From Fredericksburg the road followed the Piedmont to Richmond and Petersburg. Into North Carolina by Raleigh, close by Rockingham and on to Columbia and Augusta, South Carolina. Immigrants landing at Charleston, South Carolina, could have followed a trail from Charleston to Camden, where it crossed the Fall Line Road, across Western North Carolina to Cumberland Gap where it joined with the Wilderness Trail to Kentucky.
Again, as the frontier moved farther and farther from the coast, another north-south roadway began at Fredericksburg and continued south and east of Charlottesville and close by Durham in North Carolina before turning southwest to Charlotte and Greenville, South Carolina.
Following Nemocolin’s Path
In the north, military affairs and land speculation gave impetus to roadway development.
The Ohio Company, organized mainly by Virginians, hoped to open their lands in the present state of West Virginia and Western Pennsylvania. Under the direction of Thomas Cresap, Nemocolin, a Delaware Indian, marked an old Indian trail that connected the upper Potomac and the Forks of the Ohio.

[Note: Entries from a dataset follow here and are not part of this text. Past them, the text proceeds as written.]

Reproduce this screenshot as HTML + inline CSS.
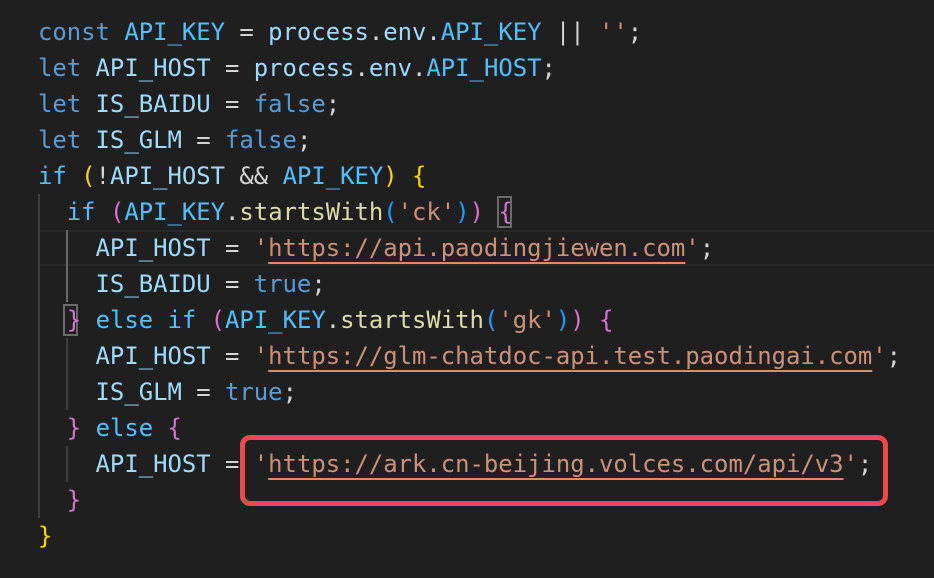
<html><head><style>
body{margin:0;width:934px;height:578px;background:#1f1f1f;overflow:hidden;position:relative}
pre{margin:0;position:absolute;left:38px;top:14px;font-family:"DejaVu Sans Mono","Liberation Mono",monospace;font-size:23.9px;line-height:36px;color:#d4d4d4}
.k{color:#569cd6}.c{color:#c586c0}.v{color:#9cdcfe}.C{color:#4fc1ff}.s{color:#ce9178}.f{color:#dcdcaa}.y{color:#ffd700}.p{color:#da70d6}.b{color:#179fff}
.u{text-decoration:underline;text-decoration-color:#ce9178;text-underline-offset:6px}
.g{position:absolute;width:2px;background:#404040}
</style></head><body>
<div style="position:absolute;left:38px;right:0;top:230px;height:36px;border-top:2px solid #2a2a2a;border-bottom:2px solid #2a2a2a;box-sizing:border-box"></div>
<div class="g" style="left:38px;top:194px;height:324px"></div>
<div class="g" style="left:66px;top:230px;height:72px;background:#6a6a6a"></div>
<div class="g" style="left:66px;top:338px;height:72px"></div>
<div class="g" style="left:66px;top:446px;height:36px"></div>
<div style="position:absolute;left:497px;top:196px;width:15px;height:32px;border:2px solid #6a6a6a;box-sizing:border-box"></div>
<div style="position:absolute;left:63px;top:304px;width:15px;height:32px;border:2px solid #6a6a6a;box-sizing:border-box"></div>
<div style="position:absolute;left:240px;top:435px;width:648px;height:71px;border:5px solid #f04848;border-radius:10px;box-sizing:border-box"></div>
<pre><span class="k">const</span> <span class="C">API_KEY</span> = <span class="v">process</span>.<span class="v">env</span>.<span class="C">API_KEY</span> || <span class="s">''</span>;
<span class="k">let</span> <span class="v">API_HOST</span> = <span class="v">process</span>.<span class="v">env</span>.<span class="C">API_HOST</span>;
<span class="k">let</span> <span class="v">IS_BAIDU</span> = <span class="k">false</span>;
<span class="k">let</span> <span class="v">IS_GLM</span> = <span class="k">false</span>;
<span class="c">if</span> <span class="y">(</span>!<span class="v">API_HOST</span> &amp;&amp; <span class="C">API_KEY</span><span class="y">)</span> <span class="y">{</span>
  <span class="c">if</span> <span class="p">(</span><span class="C">API_KEY</span>.<span class="f">startsWith</span><span class="b">(</span><span class="s">'ck'</span><span class="b">)</span><span class="p">)</span> <span class="p">{</span>
    <span class="v">API_HOST</span> = <span class="s">'<span class="u">https://api.paodingjiewen.com</span>'</span>;
    <span class="v">IS_BAIDU</span> = <span class="k">true</span>;
  <span class="p">}</span> <span class="c">else if</span> <span class="p">(</span><span class="C">API_KEY</span>.<span class="f">startsWith</span><span class="b">(</span><span class="s">'gk'</span><span class="b">)</span><span class="p">)</span> <span class="p">{</span>
    <span class="v">API_HOST</span> = <span class="s">'<span class="u">https://glm-chatdoc-api.test.paodingai.com</span>'</span>;
    <span class="v">IS_GLM</span> = <span class="k">true</span>;
  <span class="p">}</span> <span class="c">else</span> <span class="p">{</span>
    <span class="v">API_HOST</span> = <span class="s">'<span class="u">https://ark.cn-beijing.volces.com/api/v3</span>'</span>;
  <span class="p">}</span>
<span class="y">}</span></pre>
</body></html>
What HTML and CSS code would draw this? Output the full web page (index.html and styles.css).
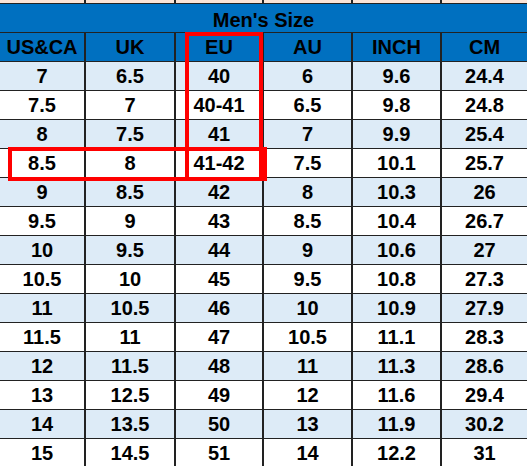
FILE: index.html
```html
<!DOCTYPE html>
<html>
<head>
<meta charset="utf-8">
<link rel="stylesheet" href="styles.css">
</head>
<body>
<div class="chart">
  <div class="grid">
    <div class="strip"></div><div class="strip"></div><div class="strip"></div><div class="strip"></div><div class="strip"></div><div class="strip"></div>
    <div class="title">Men's Size</div>
    <div class="head">US&amp;CA</div><div class="head">UK</div><div class="head">EU</div><div class="head">AU</div><div class="head">INCH</div><div class="head">CM</div>

    <div class="c alt">7</div><div class="c alt">6.5</div><div class="c alt">40</div><div class="c alt">6</div><div class="c alt">9.6</div><div class="c alt">24.4</div>
    <div class="c">7.5</div><div class="c">7</div><div class="c">40-41</div><div class="c">6.5</div><div class="c">9.8</div><div class="c">24.8</div>
    <div class="c alt">8</div><div class="c alt">7.5</div><div class="c alt">41</div><div class="c alt">7</div><div class="c alt">9.9</div><div class="c alt">25.4</div>
    <div class="c">8.5</div><div class="c">8</div><div class="c">41-42</div><div class="c">7.5</div><div class="c">10.1</div><div class="c">25.7</div>
    <div class="c alt">9</div><div class="c alt">8.5</div><div class="c alt">42</div><div class="c alt">8</div><div class="c alt">10.3</div><div class="c alt">26</div>
    <div class="c">9.5</div><div class="c">9</div><div class="c">43</div><div class="c">8.5</div><div class="c">10.4</div><div class="c">26.7</div>
    <div class="c alt">10</div><div class="c alt">9.5</div><div class="c alt">44</div><div class="c alt">9</div><div class="c alt">10.6</div><div class="c alt">27</div>
    <div class="c">10.5</div><div class="c">10</div><div class="c">45</div><div class="c">9.5</div><div class="c">10.8</div><div class="c">27.3</div>
    <div class="c alt">11</div><div class="c alt">10.5</div><div class="c alt">46</div><div class="c alt">10</div><div class="c alt">10.9</div><div class="c alt">27.9</div>
    <div class="c">11.5</div><div class="c">11</div><div class="c">47</div><div class="c">10.5</div><div class="c">11.1</div><div class="c">28.3</div>
    <div class="c alt">12</div><div class="c alt">11.5</div><div class="c alt">48</div><div class="c alt">11</div><div class="c alt">11.3</div><div class="c alt">28.6</div>
    <div class="c">13</div><div class="c">12.5</div><div class="c">49</div><div class="c">12</div><div class="c">11.6</div><div class="c">29.4</div>
    <div class="c alt">14</div><div class="c alt">13.5</div><div class="c alt">50</div><div class="c alt">13</div><div class="c alt">11.9</div><div class="c alt">30.2</div>
    <div class="c">15</div><div class="c">14.5</div><div class="c">51</div><div class="c">14</div><div class="c">12.2</div><div class="c">31</div>
  </div>
  <div class="mark mark-eu"></div>
  <div class="mark mark-row"></div>
</div>
</body>
</html>
```
FILE: styles.css
```css
html, body {
  margin: 0;
  padding: 0;
  background: #ffffff;
  overflow: hidden;
}
.chart {
  position: relative;
  width: 527px;
  height: 466px;
  overflow: hidden;
  font-family: "Liberation Sans", Arial, sans-serif;
  font-weight: bold;
  color: #000;
}
.grid {
  display: grid;
  grid-template-columns: 84px 88px 86px 87px 87px 85px;
  grid-template-rows: 3px 28px 28px;
  grid-auto-rows: 28px;
  column-gap: 2px;
  row-gap: 1px;
  background: #222;
}
.strip {
  background: #fce4d6;
}
.title {
  grid-column: 1 / -1;
  background: #0070c0;
  font-size: 20px;
  line-height: 28px;
  padding-top: 2px;
  height: 26px;
  text-align: center;
}
.head {
  background: #0070c0;
  font-size: 20px;
  line-height: 28px;
  text-align: center;
}
.c {
  background: #ffffff;
  font-size: 20px;
  line-height: 29px;
  text-align: center;
}
.c.alt {
  background: #ddebf7;
}
.mark {
  position: absolute;
  border: 4px solid #ff0000;
  box-sizing: border-box;
}
.mark-eu {
  left: 185px;
  top: 32px;
  width: 78px;
  height: 149px;
}
.mark-row {
  left: 8px;
  top: 147px;
  width: 259px;
  height: 34px;
}
```
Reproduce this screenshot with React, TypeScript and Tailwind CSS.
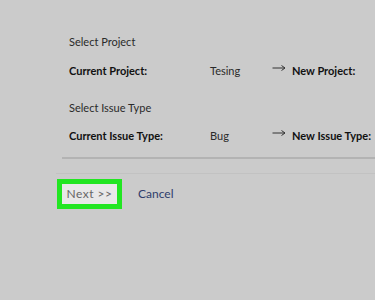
function Arrow() {
  return (
    <svg width="14" height="8" viewBox="0 0 14 8" className="shrink-0 -mt-[6px]">
      <path d="M0.5 4H13M9.5 1.5L13 4L9.5 6.5" fill="none" stroke="#333" strokeWidth="1" />
    </svg>
  );
}

export default function App() {
  return (
    <div className="w-[375px] h-[300px] bg-[#cbcbcb] overflow-hidden text-[11px] text-[#2a2a2a]" style={{ fontFamily: 'Lato, "Open Sans", sans-serif' }}>
      <div className="pt-[34px] pl-[69px]">
        <div className="h-[16px] leading-[16px]">Select Project</div>
        <div className="mt-[13px] h-[16px] leading-[16px] flex items-center whitespace-nowrap">
          <span className="w-[141px] shrink-0 font-bold text-[#111]">Current Project:</span>
          <span className="w-[62px] shrink-0">Tesing</span>
          <span className="w-[20px] shrink-0 flex"><Arrow /></span>
          <span className="font-bold text-[#111]">New Project:</span>
        </div>
        <div className="mt-[21px] h-[16px] leading-[16px]">Select Issue Type</div>
        <div className="mt-[12px] h-[16px] leading-[16px] flex items-center whitespace-nowrap">
          <span className="w-[141px] shrink-0 font-bold text-[#111]">Current Issue Type:</span>
          <span className="w-[62px] shrink-0">Bug</span>
          <span className="w-[20px] shrink-0 flex"><Arrow /></span>
          <span className="font-bold text-[#111]">New Issue Type:</span>
        </div>
      </div>
      <div className="ml-[62px] mt-[13px] h-[2px] bg-[#b3b3b3]" />
      <div className="ml-[56px] mt-[14px] h-px bg-[#c2c2c2]" />
      <div className="ml-[57px] mt-[5px] flex items-center">
        <div className="w-[65px] h-[30px] border-[5px] border-[#22e622] bg-[#e8e8e8] flex items-center justify-center text-[#666] text-[12px] tracking-[0.5px]">
          Next &gt;&gt;
        </div>
        <span className="ml-[16px] text-[#2e3d6b] text-[12px]">Cancel</span>
      </div>
    </div>
  );
}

Nemocolin’s Path eventually connected with the King’s Highway at Alexandria. Beyond the Forks of the Ohio, the Path connected with the Pickawillany Trail to Piqua, Ohio, by way of Canton, Coshocton, Newark, Columbus and Urbana.
Arrival at Kentucky
Early travelers could go down the rivers that this route crossed, eventually reaching the Ohio River and entering Kentucky. Though the Ohio Company did not become a force in the settlement of Kentucky, their early route provided a way for some of Kentucky’s earliest settlers.
This post is based on the notes from a lecture Edna Milliken presented to the Kentucky Genealogical Society in 1974 Seminar. Edna Milliken (1921-2005) made history as the first female president of the Kentucky Historical Society in November 1963. She had an enthusiasm for history after learning one of her great-grandfathers, Robert Moore, founded Bowling Green. She worked at the Kentucky State Library and Archives. She traveled throughout Kentucky, giving lectures about the migration path of settlers through Cumberland Gap.